How did I know this? Because my mother-in-law lived by
Murphy's law and attracted ill winds. It was all she
talked about and she was like a magnet for personal
catastrophe and bad weather. So for the sake of the
hundreds or even thousands of people who were in
Greece because I said it was the greatest place in the
world, we had to get my mother-in-law out of the
country so the weather would improve, even if it meant
the suffering of ourselves and our friends in North
Carolina. |
Sure enough, the
day the weather forecasters said the heat wave would
end I looked on the weather map of the Herald Tribune
to see all of Spain, Portugal and North Africa in a
haze of wavy lines, what was certainly the next heat
wave, which Sammie, a local fisherman said would hit
on Friday, four days after this one ended. We calmly
walked to Sappho Travel and booked 2 cabins on the
ferry Mytilini, leaving Monday and then called the
Attalos and booked three nights which was all the
availability they had. We had wait-list tickets for
Sunday for an Olympic flight to New York so we had two
nights we had to find rooms for and they
had
to be in an
airconditioned hotel if there was a heatwave arriving
on Friday.
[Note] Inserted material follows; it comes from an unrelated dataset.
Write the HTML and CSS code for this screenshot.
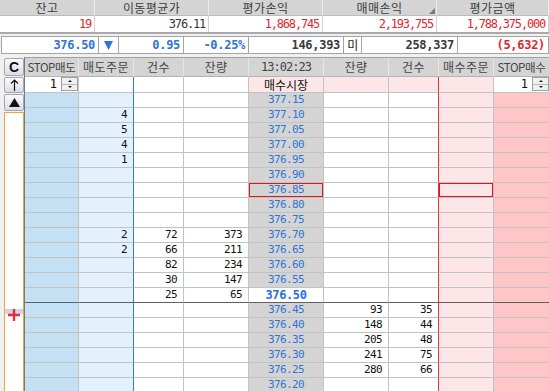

We took our chances that we would find
something and on the evening of Monday July 31st
we sailed out of the harbor of Mytilini on the
beginning of our journey home, just as the the
heatwave ended. |
The
Grande Bretagne Project
It was my idea really.
My pal Mike Constantinou who was the founder and brains
behind Greece
Accommodations
had just moved his
organization from London into his new office at Omonia
square and Andrea and I went to visit him. Mike has
always been great to us, putting us up in nice hotels
and taking us out to dinner and buying giant fish for us. He really was one of the best travel agent in Greece and a very cool guy too. He was one of those casualties of 9/11 that you really don't hear about. After the planes hit the towers and people were cancelling their holidays left and right because they thought the world was coming to an end, Mike figured he could weather the storm. Unfortunately his largest colaborator in the states didn't and closed his office owing Mike several hundred thousand euros.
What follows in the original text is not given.